From July 1 to December 31, 1923, and during 1924 the petitioner paid certain sums on account of the obligations of the old company which it had assumed and agreed to pay as a part of the consideration for the business and assets of the old company. In its tax returns for 1923 and 1924 the petitioner claimed a deduction of these payments as ordinary and necessary expenses of its business. The commissioner disallowed this claim, holding that these payments were a *231 part of the price of the assets of the old company and were therefore capital items.

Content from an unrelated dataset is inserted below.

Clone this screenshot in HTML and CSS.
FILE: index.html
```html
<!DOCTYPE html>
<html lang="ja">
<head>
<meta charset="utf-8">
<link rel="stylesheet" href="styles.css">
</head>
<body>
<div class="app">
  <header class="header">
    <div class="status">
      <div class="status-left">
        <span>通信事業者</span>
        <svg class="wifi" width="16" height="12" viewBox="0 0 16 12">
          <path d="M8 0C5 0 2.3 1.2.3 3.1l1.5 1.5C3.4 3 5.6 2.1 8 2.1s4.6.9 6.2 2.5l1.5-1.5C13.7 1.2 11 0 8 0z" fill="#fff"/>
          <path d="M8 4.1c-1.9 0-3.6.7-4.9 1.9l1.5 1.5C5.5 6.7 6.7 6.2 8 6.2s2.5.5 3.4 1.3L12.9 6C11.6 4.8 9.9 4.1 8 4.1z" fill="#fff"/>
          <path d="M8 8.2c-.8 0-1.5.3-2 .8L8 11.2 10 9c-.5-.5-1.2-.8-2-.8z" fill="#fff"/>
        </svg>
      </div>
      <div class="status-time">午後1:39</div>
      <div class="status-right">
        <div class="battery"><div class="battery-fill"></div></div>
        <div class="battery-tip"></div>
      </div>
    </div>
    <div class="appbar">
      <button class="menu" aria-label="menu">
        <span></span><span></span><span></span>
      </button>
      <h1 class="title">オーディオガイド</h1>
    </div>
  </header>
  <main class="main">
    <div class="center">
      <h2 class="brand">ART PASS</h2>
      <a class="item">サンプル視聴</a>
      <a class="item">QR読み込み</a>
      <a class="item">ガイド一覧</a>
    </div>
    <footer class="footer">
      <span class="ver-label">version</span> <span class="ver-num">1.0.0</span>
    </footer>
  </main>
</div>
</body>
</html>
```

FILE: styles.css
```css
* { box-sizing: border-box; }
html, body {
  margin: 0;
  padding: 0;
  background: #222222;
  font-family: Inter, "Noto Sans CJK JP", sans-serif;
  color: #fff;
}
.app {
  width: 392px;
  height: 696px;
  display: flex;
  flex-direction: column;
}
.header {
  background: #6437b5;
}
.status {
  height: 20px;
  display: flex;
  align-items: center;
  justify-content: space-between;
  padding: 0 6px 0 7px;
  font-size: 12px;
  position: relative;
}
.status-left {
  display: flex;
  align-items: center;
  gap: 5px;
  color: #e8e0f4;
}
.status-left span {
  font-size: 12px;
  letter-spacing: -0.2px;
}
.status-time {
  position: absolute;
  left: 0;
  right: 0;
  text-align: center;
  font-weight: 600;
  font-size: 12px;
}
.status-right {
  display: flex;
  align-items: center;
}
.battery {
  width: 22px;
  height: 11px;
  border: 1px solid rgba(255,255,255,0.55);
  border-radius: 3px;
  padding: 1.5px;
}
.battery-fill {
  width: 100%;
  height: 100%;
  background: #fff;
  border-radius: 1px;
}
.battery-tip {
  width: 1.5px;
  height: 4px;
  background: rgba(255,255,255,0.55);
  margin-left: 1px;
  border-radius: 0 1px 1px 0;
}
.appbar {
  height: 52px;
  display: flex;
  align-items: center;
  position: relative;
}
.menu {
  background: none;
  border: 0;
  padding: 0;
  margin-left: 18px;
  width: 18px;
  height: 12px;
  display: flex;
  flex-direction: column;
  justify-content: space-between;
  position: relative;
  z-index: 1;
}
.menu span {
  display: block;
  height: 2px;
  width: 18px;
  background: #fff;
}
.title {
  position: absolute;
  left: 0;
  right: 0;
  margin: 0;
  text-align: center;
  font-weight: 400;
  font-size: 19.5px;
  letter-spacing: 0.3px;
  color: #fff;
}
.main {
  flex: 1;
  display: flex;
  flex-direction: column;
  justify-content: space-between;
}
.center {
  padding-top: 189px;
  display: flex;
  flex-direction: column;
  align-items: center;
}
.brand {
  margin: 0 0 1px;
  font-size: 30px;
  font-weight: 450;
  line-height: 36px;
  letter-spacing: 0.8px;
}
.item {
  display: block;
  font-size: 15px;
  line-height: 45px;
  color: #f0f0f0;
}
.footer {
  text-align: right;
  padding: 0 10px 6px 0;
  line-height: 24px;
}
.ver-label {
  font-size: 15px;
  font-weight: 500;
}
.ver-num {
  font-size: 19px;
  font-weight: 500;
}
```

The old company, prior to its dissolution, had for several years made it a practice to set up on its books a reserve for bad debts in an amount equal to one per cent. of its sales; but, in making its tax returns, it claimed its actual bad debts, ascertained to be worthless during the taxable year, as a deduction. The petitioner, after its organization, also set up on its books a bad debt reserve equal to one per cent. of its sales; but in its first income tax return for the six months of its existence ending December 31, 1923, it claimed and received as a deduction the additions made to its reserve for that period. The additions to its reserve amounted to $3,338.75, while the petitioner's books showed but $52.30 of actual bad debts. Since 1923 the petitioner has continued to set up a bad debt reserve equal to one per cent. of its sales, but it claimed a deduction in its tax return for 1924 of the actual bad debts ascertained to be worthless and charged off during the year. The additions to the bad debt reserve in 1924 amounted to $8,434.75, while its bad debts in 1924 and which it now claims should be deducted have been ascertained to be $20,895.21.

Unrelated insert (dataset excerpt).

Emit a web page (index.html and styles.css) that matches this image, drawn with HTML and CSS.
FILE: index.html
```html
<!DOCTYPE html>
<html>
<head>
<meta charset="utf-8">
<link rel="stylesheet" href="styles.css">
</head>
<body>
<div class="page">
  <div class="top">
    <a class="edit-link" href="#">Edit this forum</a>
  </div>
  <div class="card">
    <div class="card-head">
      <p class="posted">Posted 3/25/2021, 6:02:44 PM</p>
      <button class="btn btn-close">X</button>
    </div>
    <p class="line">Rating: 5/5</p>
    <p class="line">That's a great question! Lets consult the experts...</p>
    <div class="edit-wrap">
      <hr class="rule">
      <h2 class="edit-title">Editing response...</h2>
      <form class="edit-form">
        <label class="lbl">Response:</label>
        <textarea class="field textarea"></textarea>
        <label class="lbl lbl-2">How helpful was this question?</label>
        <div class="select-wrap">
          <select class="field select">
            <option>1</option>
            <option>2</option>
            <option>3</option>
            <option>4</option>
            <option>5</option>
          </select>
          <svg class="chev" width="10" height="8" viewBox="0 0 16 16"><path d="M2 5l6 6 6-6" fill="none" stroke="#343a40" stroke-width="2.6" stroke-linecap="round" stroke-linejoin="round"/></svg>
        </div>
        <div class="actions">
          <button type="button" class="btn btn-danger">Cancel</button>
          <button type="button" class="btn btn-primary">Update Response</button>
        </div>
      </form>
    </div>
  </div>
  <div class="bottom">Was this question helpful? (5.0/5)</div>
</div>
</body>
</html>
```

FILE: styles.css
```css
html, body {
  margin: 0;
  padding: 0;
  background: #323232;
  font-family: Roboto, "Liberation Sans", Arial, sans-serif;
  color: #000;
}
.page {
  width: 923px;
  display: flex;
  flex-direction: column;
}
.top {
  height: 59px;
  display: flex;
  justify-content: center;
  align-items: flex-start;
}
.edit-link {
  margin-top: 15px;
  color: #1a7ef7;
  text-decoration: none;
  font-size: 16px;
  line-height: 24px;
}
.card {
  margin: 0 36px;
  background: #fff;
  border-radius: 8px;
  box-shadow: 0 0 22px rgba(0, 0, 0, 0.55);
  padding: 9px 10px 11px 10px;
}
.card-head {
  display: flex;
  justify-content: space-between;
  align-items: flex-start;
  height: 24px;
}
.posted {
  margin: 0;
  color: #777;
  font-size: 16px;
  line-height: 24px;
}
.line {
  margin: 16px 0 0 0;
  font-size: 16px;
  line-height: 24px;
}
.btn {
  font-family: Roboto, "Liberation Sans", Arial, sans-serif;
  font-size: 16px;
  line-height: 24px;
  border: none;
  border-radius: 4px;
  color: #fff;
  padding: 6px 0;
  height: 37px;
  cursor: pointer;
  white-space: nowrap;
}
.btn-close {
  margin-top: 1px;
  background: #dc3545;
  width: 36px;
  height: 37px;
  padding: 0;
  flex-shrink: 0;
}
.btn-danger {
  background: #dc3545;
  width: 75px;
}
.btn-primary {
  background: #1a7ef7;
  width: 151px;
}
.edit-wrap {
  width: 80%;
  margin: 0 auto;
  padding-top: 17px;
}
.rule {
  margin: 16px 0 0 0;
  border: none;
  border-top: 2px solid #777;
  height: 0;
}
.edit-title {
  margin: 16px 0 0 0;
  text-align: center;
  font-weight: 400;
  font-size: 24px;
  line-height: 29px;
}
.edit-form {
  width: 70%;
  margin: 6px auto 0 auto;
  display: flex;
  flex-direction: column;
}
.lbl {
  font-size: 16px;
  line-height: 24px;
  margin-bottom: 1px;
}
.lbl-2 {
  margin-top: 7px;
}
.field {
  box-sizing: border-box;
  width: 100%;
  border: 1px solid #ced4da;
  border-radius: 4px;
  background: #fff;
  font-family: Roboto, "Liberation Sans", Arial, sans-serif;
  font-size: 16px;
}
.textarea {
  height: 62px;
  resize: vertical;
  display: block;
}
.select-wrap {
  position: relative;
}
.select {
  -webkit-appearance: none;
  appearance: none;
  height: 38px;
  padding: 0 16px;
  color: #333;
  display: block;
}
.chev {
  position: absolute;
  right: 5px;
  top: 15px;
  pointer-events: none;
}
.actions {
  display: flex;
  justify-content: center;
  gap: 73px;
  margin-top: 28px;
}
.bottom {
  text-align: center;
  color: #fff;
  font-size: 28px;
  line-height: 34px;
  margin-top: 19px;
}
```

The Board of Tax Appeals held that the petitioner was a distinct entity from the old corporation; that the losses of the old corporation in 1922 and 1923 were not the losses of the petitioner under section 206 (b) (e) and (f) of the Revenue Act of 1924 (26 USCA § 937 and note), and such losses could not be deducted in the ascertainment of its net income.
As to the sums paid out by the petitioner during the six months of its existence in 1923 and in 1924 upon the obligations of the old company, which it had assumed and agreed to pay, the Board of Tax Appeals held that these payments were a part of the consideration for the purchase of the assets of the old company; that they were part of the cost to the petitioner of those assets and constituted a capital, not a business, expense.
And, as to the remaining matter, it held that the petitioner, in its tax return for 1923, having deducted the sum of $3,338.75, the amount of the additions to its bad debt reserve for that period, and claimed that as a deduction in the ascertainment of its taxable income, instead of claiming a deduction on account of its bad debts amounting to $52.30, it was not entitled, in its tax return for 1924, to deduct its ascertained bad debts instead of the sum added to a reserve for bad debts, it not having first obtained permission to make such change, as required by Reg. 65, article 151. The Board, however, did increase the amount set up by the petitioner on its books as a reserve for bad debts for 1924 from $8,434.75 to $17,608.76.
We fail to see how we can add anything to what was stated by the Board of Tax Appeals in its opinion. We are in full accord with its ruling and finding that the petitioner was an independent entity from the old corporation whose assets and business it took over; that the losses sustained by the old company in conducting its business during 1922 and a part of 1923 were not the petitioner's losses; and that it was not entitled to deduct the same in its tax return. We are also of the opinion and agree with the conclusion of the Board that the amounts paid out by the petitioner in 1923 and 1924 to satisfy the obligations of the old company, which it had assumed and agreed to pay, were not a business expense which it was entitled to deduct, but rather a capital expenditure. And we agree with the Board that the petitioner, having availed itself of the benefit of article 151 of Regulation 65 and, in its income tax return for 1923, deducted the amount set up as a reserve for bad debts, could not, in 1924, deduct the amount of its debts ascertained to be worthless, as it undertook to do, without having obtained permission therefor. We can hardly see why this appeal was taken.
The decision or order of the Board of Tax Appeals is affirmed.